Mixed Triangular-Square Lattices on a Spherical Surface

Abstract

Defects play a crucial role in determining the structures and properties of materials. When putting lattices onto a curved surface that has non-trivial Euler characteristics, defects must appear due to the geometric frustrations. Extensive studies have shown the singular lattices on curved surfaces presenting point- and scar- disclinations with high symmetry. Of recent interest is the mixed ordered lattices on flat surfaces. The phase separation of multi-ordered lattices produces a complicated, maze-like structure, where defect also plays an important role.

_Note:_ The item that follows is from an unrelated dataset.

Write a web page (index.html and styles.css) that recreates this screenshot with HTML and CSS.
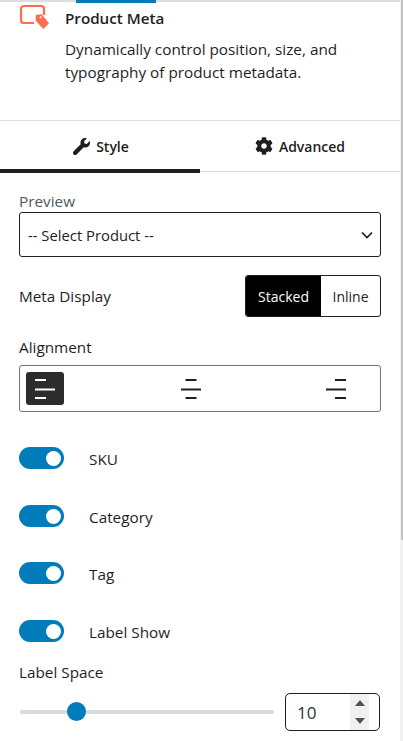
FILE: index.html
```html
<!DOCTYPE html>
<html lang="en">
<head>
    <meta charset="UTF-8">
    <title>Product Meta</title>
    <link rel="stylesheet" href="styles.css">
</head>
<body>
<div class="page">
    <div class="panel">
        <div class="topline"><span class="topline-mark"></span></div>
        <div class="block-card">
            <svg class="block-icon" width="29" height="25" viewBox="0 0 29 25">
                <path d="M14 18H4a3 3 0 0 1-3-3V4a3 3 0 0 1 3-3h17a3 3 0 0 1 3 3v6" fill="none" stroke="#ff6b4d" stroke-width="2.200"/>
                <path fill-rule="evenodd" d="M15.700 10l6-.7 7.300 9-5.700 5.700-7.600-8.300zM20.700 11.300a1 1 0 1 0 .01 0z" fill="#ff6b4d"/>
            </svg>
            <div class="block-text">
                <h2 class="block-title">Product Meta</h2>
                <p class="block-desc">Dynamically control position, size, and typography of product metadata.</p>
            </div>
        </div>
        <div class="tabs">
            <div class="tab active">
                <svg width="17" height="17" viewBox="0 0 512 512"><path fill="#1e1e1e" d="M507.700 109.100c-2.200-9-13.500-12.100-20.100-5.500l-74.400 74.400-67.900-11.300-11.300-67.900 74.400-74.400c6.600-6.600 3.400-17.900-5.700-20.200-47.400-11.700-99.500.9-136.500 37.900-39.600 39.600-50.500 97.100-34.100 147.200L18.700 402.800c-25 25-25 65.500 0 90.500 25 25 65.500 25 90.500 0l213.200-213.200c50.100 16.700 107.500 5.700 147.400-34.200 37.100-37.100 49.700-89.300 37.900-136.800z"/></svg>
                <span>Style</span>
            </div>
            <div class="tab">
                <svg width="18" height="18" viewBox="0 0 512 512"><path fill="#1e1e1e" d="M487.400 315.700l-42.600-24.600c4.300-23.200 4.300-47 0-70.200l42.600-24.600c4.900-2.800 7.100-8.600 5.500-14-11.100-35.600-30-67.800-54.700-94.600-3.800-4.100-10-5.100-14.800-2.300L380.800 110c-17.900-15.400-38.500-27.300-60.800-35.100V25.800c0-5.600-3.900-10.500-9.400-11.700-36.700-8.200-74.300-7.800-109.200 0-5.500 1.200-9.400 6.100-9.400 11.700V75c-22.200 7.900-42.800 19.800-60.800 35.100L88.700 85.500c-4.900-2.800-11-1.900-14.800 2.300-24.700 26.700-43.600 58.900-54.700 94.600-1.700 5.400.6 11.200 5.500 14L67.300 221c-4.300 23.200-4.300 47 0 70.200l-42.600 24.600c-4.900 2.800-7.100 8.600-5.500 14 11.100 35.600 30 67.800 54.700 94.600 3.800 4.100 10 5.100 14.800 2.300l42.600-24.600c17.900 15.400 38.500 27.300 60.800 35.100v49.200c0 5.600 3.900 10.500 9.400 11.700 36.700 8.200 74.300 7.800 109.200 0 5.500-1.200 9.400-6.100 9.400-11.700v-49.200c22.200-7.900 42.800-19.800 60.800-35.100l42.600 24.600c4.900 2.800 11 1.900 14.800-2.300 24.700-26.700 43.600-58.900 54.700-94.600 1.500-5.500-.7-11.300-5.600-14.100zM256 336c-44.100 0-80-35.900-80-80s35.900-80 80-80 80 35.900 80 80-35.900 80-80 80z"/></svg>
                <span>Advanced</span>
            </div>
        </div>
        <div class="controls">
            <label class="field-label preview-label">Preview</label>
            <div class="select">
                <span>-- Select Product --</span>
                <svg width="12" height="8" viewBox="0 0 12 8"><path d="M1 1.500l5 5 5-5" fill="none" stroke="#1e1e1e" stroke-width="1.700"/></svg>
            </div>

            <div class="display-row">
                <span class="field-label">Meta Display</span>
                <div class="btn-group">
                    <span class="seg seg-on">Stacked</span>
                    <span class="seg">Inline</span>
                </div>
            </div>

            <label class="field-label align-label">Alignment</label>
            <div class="align-box">
                <span class="align-btn on">
                    <svg width="20" height="20" viewBox="0 0 20 20"><path d="M0 1h11M0 10.500h20M0 19h11" stroke="#fff" stroke-width="2"/></svg>
                </span>
                <span class="align-btn">
                    <svg width="20" height="20" viewBox="0 0 20 20"><path d="M4.500 1h11M0 10.500h20M4.500 19h11" stroke="#1e1e1e" stroke-width="2"/></svg>
                </span>
                <span class="align-btn">
                    <svg width="20" height="20" viewBox="0 0 20 20"><path d="M9 1h11M0 10.500h20M9 19h11" stroke="#1e1e1e" stroke-width="2"/></svg>
                </span>
            </div>

            <div class="toggle-row first"><span class="toggle"></span><span class="toggle-label">SKU</span></div>
            <div class="toggle-row"><span class="toggle"></span><span class="toggle-label">Category</span></div>
            <div class="toggle-row short"><span class="toggle"></span><span class="toggle-label">Tag</span></div>
            <div class="toggle-row"><span class="toggle"></span><span class="toggle-label">Label Show</span></div>

            <label class="field-label space-label">Label Space</label>
            <div class="range-row">
                <div class="range"><span class="range-thumb"></span></div>
                <div class="number">
                    <span class="number-value">10</span>
                    <span class="spin">
                        <svg width="10" height="6" viewBox="0 0 10 6"><path d="M5 0l5 6H0z" fill="#505050"/></svg>
                        <svg width="10" height="6" viewBox="0 0 10 6"><path d="M5 6L0 0h10z" fill="#505050"/></svg>
                    </span>
                </div>
            </div>
        </div>
    </div>
    <div class="scrollbar"><span class="scroll-thumb"></span></div>
</div>
</body>
</html>
```

FILE: styles.css
```css
html,body,h2,p{margin:0;padding:0}
body{
    font:15.3px/23px "Open Sans", "Noto Sans", sans-serif;
    color:#1e1e1e;
    background:#fff;
    overflow:hidden;
}
.page{
    display:flex;
    width:403px;
    height:741px;
    overflow:hidden;
}
.panel{
    width:400px;
    flex:none;
}
.scrollbar{
    width:3px;
    background:#f1f1f1;
}
.scroll-thumb{
    display:block;
    width:2px;
    height:540px;
    margin-left:1px;
    background:#c1c1c1;
}
.topline{
    height:3px;
    border-top:2px solid #ddd;
    box-sizing:border-box;
}
.topline-mark{
    display:block;
    width:80px;
    height:3px;
    margin:-2px 0 0 76px;
    background:#007cba;
}
.block-card{
    display:flex;
    height:118px;
    box-sizing:border-box;
    padding:2px 0 0 20px;
    border-bottom:1px solid #ddd;
}
.block-icon{
    flex:none;
    margin-right:16px;
}
.block-title{
    font-size:15.2px;
    font-weight:600;
    line-height:23px;
    margin-top:2px;
}
.block-desc{
    margin-top:8px;
    width:300px;
}
.tabs{
    display:flex;
    align-items:flex-start;
    height:50px;
    border-bottom:1px solid #ddd;
}
.tab{
    flex:none;
    width:200px;
    display:flex;
    align-items:center;
    justify-content:center;
    gap:6px;
    font-size:14px;
    font-weight:600;
    height:50px;
    box-sizing:border-box;
}
.tab.active{
    height:52px;
    padding:2px 0 0 2px;
    border-bottom:4px solid #1e1e1e;
}
.controls{
    padding:0 19px;
}
.field-label{
    display:block;
}
.preview-label{
    margin-top:18px;
    color:#50575e;
}
.select{
    display:flex;
    align-items:center;
    justify-content:space-between;
    height:45px;
    box-sizing:border-box;
    margin-top:-1px;
    padding:1px 7px 0 8px;
    border:1px solid #1e1e1e;
    border-radius:3px;
    font-size:14.8px;
}
.display-row{
    display:flex;
    align-items:center;
    justify-content:space-between;
    margin-top:18px;
}
.btn-group{
    display:flex;
    height:42px;
    box-sizing:border-box;
    border:1px solid #1e1e1e;
    border-radius:3px;
    overflow:hidden;
    font-size:14px;
}
.seg{
    display:flex;
    align-items:center;
    justify-content:center;
    width:59px;
}
.seg-on{
    width:75px;
    background:#000;
    color:#fff;
}
.align-label{
    margin-top:19px;
}
.align-box{
    display:flex;
    justify-content:space-between;
    height:47px;
    box-sizing:border-box;
    margin-top:6px;
    padding:6px 25px 6px 6px;
    border:1px solid #757575;
    border-radius:3px;
}
.align-btn{
    display:flex;
    align-items:center;
    justify-content:center;
    width:38px;
    height:33px;
    border-radius:3px;
}
.align-btn.on{
    background:#2c2c2c;
}
.toggle-row{
    display:flex;
    align-items:center;
    gap:25px;
    height:22px;
    margin-top:36px;
}
.toggle-row.first{
    margin-top:35px;
}
.toggle-row.short{
    margin-top:35px;
}
.toggle-label{
    padding-top:2px;
}
.toggle{
    display:flex;
    align-items:center;
    justify-content:flex-end;
    width:45px;
    height:22px;
    padding-right:3px;
    box-sizing:border-box;
    border-radius:11px;
    background:#007cba;
}
.toggle::after{
    content:"";
    width:15px;
    height:15px;
    border-radius:50%;
    background:#fff;
}
.space-label{
    margin-top:19px;
}
.range-row{
    display:flex;
    align-items:center;
    justify-content:space-between;
    margin-top:9px;
}
.range{
    position:relative;
    width:254px;
    height:4px;
    margin-left:1px;
    border-radius:2px;
    background:#d7dade;
}
.range-thumb{
    position:absolute;
    left:47px;
    top:-8px;
    width:19px;
    height:19px;
    border-radius:50%;
    background:#007cba;
}
.number{
    display:flex;
    align-items:center;
    justify-content:space-between;
    width:95px;
    height:38px;
    box-sizing:border-box;
    margin-right:1px;
    padding-left:11px;
    border:1px solid #1e1e1e;
    border-radius:5px;
    font-size:17px;
}
.number-value{
    color:#2c3338;
}
.spin{
    display:flex;
    flex-direction:column;
    align-items:center;
    justify-content:space-around;
    width:19px;
    height:36px;
    margin-right:10px;
    background:#f0f0f0;
}
.spin svg{
    display:block;
}
```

It makes us curious about the defect properties when arranging mixed lattices on a curved geometry. In the thesis, we propose and discuss a computational and theoretical approach to study the properties of the mixed two-dimensional triangular-square lattices on a spherical surface.

First, we introduce Hertzian interactions in molecular dynamics simulations to stabilize the coexistence of triangular and square domains and enable soft particles to self-assemble on a sphere. The simulations reveal novel defect morphologies beyond conventional point and scar defects—domains of one lattice type acting as defects within the bulk of the other, arranged with unexpected symmetry.

To analyze these assemblies further, we develop tiling methods to arrange mixed triangular-square lattices onto spherical geometries, where defects type and locations are determined. we generalize the Caspar–Klug construction for triangulations of the sphere and introduce two operations---Face‐Rotation (FR) and Cut‐and-Rotate (CR)---to generate mixed tilings with minimal defects and high symmetries.

This tiling methods enables the comparison of the defective energies of these structures with a coarse-grained model developed by Bowick \textit{et al.}. A state diagram is plotted to show the energetically favored structure at a given area fraction of square lattices. Finally, we compare these mixed configurations to singular lattices via a limiting approximation to their energy landscapes.

Our work presents a new angle to understand the tripartite tug-of-war among crystalline orders, defects, and topology—an interplay that occurs across scales, from biomolecular assemblies to architectural frameworks.